- _THE DATA_:
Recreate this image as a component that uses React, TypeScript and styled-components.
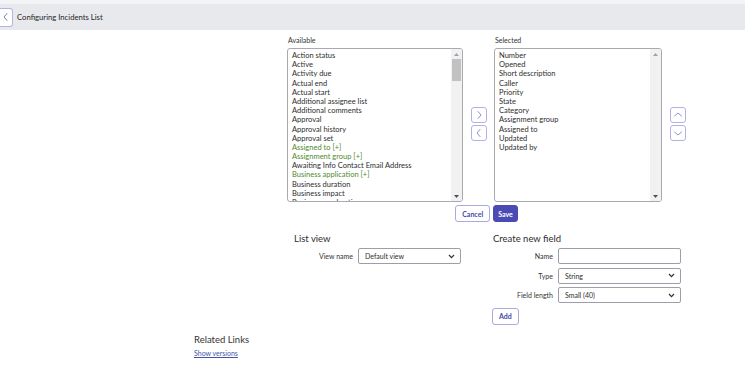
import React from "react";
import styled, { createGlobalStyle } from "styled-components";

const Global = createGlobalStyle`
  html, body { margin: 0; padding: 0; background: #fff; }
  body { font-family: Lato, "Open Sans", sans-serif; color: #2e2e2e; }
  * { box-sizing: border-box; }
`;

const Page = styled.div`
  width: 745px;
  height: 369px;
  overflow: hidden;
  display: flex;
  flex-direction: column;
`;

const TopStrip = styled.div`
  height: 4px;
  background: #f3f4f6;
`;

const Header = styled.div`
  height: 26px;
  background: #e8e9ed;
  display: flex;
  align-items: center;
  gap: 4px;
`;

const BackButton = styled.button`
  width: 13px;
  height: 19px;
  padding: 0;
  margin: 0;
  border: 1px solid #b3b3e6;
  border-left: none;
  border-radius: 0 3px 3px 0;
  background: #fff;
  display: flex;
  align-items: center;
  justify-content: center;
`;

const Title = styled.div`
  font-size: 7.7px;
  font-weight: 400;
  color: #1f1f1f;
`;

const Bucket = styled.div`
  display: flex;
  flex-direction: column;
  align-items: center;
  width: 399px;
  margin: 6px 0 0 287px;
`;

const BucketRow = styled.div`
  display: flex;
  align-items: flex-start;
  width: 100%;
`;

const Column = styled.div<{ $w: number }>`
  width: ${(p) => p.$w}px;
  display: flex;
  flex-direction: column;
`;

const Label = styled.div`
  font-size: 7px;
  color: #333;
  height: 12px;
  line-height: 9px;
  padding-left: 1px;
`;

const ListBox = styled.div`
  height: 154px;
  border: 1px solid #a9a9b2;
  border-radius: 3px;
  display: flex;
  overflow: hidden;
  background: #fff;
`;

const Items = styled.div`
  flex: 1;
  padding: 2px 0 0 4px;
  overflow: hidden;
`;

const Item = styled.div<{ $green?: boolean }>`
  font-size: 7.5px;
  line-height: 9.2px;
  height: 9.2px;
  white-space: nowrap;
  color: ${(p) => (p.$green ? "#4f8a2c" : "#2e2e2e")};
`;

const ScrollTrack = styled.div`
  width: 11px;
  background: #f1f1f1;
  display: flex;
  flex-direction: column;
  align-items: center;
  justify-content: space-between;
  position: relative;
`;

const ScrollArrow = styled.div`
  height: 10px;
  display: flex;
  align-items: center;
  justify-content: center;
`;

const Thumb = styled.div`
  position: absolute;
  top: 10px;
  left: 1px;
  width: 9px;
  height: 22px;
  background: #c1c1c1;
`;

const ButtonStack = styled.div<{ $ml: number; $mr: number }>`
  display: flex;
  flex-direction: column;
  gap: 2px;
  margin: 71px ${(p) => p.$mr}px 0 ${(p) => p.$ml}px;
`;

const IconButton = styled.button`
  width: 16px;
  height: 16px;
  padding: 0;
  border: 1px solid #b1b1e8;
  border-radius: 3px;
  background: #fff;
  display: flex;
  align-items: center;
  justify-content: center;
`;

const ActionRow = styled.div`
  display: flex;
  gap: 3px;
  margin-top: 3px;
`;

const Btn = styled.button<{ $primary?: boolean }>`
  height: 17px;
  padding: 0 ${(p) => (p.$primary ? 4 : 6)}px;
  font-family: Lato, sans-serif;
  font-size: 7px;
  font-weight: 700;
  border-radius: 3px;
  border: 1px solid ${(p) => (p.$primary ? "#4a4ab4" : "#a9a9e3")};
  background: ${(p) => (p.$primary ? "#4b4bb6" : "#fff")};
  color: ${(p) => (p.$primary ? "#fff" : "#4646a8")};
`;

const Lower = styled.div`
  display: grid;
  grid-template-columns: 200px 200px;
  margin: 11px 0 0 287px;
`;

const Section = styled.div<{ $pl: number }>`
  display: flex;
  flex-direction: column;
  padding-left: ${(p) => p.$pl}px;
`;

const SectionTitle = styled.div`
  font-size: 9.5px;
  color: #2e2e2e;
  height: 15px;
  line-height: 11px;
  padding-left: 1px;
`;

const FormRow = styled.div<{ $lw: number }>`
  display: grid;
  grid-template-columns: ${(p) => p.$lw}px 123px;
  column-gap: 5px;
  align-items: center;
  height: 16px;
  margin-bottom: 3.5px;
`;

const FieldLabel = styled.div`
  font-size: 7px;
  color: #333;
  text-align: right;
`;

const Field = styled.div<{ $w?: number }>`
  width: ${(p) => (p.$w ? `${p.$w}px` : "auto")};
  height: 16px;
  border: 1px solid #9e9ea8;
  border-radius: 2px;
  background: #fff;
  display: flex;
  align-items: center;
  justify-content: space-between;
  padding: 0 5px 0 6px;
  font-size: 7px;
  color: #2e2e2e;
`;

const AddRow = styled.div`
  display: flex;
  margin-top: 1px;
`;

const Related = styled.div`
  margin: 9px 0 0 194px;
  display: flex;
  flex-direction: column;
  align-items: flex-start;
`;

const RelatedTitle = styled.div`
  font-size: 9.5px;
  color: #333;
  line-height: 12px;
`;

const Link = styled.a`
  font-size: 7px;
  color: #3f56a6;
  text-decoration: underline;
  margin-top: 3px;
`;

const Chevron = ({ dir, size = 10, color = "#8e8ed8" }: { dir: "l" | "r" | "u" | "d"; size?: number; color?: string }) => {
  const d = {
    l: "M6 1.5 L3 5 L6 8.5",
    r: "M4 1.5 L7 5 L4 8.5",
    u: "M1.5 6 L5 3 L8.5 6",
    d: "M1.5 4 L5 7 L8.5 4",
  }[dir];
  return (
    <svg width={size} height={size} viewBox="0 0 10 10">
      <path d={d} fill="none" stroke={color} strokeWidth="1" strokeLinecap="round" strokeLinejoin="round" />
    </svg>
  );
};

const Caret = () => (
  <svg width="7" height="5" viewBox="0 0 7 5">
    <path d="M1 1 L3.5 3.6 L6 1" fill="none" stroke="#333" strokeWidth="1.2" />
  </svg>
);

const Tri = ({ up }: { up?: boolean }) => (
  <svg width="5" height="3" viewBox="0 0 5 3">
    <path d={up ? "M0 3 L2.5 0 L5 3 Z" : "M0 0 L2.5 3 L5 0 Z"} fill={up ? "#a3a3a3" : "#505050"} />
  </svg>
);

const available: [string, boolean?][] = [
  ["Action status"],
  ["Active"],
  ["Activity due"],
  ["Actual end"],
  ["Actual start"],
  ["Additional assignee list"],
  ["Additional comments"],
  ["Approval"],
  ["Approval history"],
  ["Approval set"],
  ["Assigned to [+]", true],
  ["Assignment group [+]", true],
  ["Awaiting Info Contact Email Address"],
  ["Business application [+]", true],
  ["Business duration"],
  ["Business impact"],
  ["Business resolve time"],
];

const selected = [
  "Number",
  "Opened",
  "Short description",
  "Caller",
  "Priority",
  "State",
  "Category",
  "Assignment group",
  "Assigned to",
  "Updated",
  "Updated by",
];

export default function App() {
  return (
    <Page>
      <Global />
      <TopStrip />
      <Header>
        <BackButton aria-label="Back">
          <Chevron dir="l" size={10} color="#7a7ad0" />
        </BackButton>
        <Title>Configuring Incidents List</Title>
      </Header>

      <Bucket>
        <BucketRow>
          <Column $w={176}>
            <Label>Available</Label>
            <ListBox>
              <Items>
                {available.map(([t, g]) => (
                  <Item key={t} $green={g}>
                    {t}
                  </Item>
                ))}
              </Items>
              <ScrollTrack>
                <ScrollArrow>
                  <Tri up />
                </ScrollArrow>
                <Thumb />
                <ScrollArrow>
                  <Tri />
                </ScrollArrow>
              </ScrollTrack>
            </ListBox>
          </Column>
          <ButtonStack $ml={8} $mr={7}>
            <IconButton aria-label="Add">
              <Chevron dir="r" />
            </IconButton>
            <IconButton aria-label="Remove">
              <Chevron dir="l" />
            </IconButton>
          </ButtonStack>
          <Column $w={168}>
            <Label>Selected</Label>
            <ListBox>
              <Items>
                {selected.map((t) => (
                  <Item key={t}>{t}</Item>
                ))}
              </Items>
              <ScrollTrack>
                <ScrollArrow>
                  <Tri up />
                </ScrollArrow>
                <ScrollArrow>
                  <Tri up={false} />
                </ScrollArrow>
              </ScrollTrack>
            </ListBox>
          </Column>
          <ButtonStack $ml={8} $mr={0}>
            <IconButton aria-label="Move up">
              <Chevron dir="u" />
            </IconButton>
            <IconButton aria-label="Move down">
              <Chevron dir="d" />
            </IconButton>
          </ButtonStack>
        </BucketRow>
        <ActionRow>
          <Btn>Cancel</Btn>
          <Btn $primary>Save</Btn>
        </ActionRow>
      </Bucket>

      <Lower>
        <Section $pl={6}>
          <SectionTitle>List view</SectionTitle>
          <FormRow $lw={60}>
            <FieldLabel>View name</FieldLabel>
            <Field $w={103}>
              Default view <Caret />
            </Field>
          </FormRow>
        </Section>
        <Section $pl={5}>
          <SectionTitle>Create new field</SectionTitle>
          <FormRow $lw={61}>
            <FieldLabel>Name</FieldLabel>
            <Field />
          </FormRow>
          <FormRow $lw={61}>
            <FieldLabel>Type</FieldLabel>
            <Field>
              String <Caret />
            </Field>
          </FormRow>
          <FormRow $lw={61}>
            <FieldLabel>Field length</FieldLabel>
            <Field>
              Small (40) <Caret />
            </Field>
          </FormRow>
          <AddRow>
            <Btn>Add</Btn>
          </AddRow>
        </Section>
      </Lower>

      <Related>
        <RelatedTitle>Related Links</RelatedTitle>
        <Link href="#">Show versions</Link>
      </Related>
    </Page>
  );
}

* * *

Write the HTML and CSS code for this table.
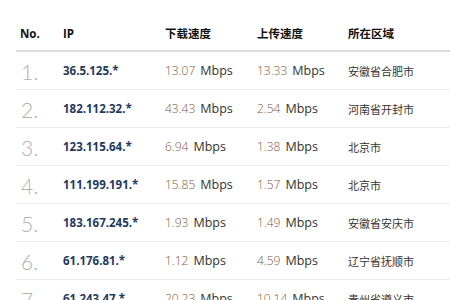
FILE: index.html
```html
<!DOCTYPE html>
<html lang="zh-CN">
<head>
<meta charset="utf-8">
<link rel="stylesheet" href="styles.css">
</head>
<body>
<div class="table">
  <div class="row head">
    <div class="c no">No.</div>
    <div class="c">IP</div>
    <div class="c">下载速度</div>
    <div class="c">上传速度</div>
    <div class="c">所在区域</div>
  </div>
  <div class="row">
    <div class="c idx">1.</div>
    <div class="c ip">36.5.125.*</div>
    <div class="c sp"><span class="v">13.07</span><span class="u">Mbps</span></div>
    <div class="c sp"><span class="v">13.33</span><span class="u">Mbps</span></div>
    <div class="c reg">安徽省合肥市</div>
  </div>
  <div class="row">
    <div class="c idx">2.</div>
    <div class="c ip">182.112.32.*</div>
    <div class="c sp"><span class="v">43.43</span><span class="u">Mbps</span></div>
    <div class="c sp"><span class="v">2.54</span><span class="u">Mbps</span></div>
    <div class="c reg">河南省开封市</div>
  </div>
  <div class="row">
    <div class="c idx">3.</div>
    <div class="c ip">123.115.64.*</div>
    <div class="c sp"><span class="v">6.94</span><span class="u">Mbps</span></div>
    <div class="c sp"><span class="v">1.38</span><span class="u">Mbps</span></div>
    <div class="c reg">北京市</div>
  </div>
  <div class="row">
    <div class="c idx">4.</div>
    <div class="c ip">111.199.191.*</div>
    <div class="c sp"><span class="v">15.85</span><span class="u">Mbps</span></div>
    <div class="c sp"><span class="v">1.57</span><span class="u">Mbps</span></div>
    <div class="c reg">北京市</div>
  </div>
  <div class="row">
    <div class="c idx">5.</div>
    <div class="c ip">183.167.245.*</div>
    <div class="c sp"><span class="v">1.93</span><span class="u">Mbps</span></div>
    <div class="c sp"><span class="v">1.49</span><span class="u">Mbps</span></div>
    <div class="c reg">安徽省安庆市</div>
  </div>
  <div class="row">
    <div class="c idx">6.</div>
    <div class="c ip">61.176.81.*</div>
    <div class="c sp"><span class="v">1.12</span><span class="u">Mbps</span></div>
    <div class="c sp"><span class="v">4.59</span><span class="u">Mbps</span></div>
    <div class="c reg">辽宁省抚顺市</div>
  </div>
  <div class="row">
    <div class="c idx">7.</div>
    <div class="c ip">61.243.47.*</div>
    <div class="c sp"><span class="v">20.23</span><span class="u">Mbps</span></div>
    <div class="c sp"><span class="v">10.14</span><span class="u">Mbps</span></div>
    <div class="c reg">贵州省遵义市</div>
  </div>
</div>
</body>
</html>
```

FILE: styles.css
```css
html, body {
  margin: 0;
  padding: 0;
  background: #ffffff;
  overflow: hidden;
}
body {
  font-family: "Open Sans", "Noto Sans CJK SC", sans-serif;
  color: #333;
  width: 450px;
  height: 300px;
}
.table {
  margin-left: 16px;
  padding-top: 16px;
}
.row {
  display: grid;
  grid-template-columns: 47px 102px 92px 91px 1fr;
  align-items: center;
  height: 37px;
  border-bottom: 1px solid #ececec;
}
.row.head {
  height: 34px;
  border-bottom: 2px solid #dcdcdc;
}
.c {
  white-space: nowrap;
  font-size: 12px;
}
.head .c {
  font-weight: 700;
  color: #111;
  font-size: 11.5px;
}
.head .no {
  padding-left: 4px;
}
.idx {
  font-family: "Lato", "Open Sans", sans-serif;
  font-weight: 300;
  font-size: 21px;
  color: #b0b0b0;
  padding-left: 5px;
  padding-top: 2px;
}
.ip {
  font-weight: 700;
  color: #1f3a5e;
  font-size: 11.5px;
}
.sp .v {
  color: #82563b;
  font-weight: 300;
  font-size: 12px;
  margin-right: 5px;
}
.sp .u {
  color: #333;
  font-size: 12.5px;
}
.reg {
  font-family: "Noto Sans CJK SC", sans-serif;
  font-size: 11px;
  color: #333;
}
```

- _GOAL OF THE EXERCISE_:
Which lines contain "React"? Copy each of them.

- _SOLUTION TO THIS PROBLEM_:
Recreate this image as a component that uses React, TypeScript and styled-components.
import React from "react";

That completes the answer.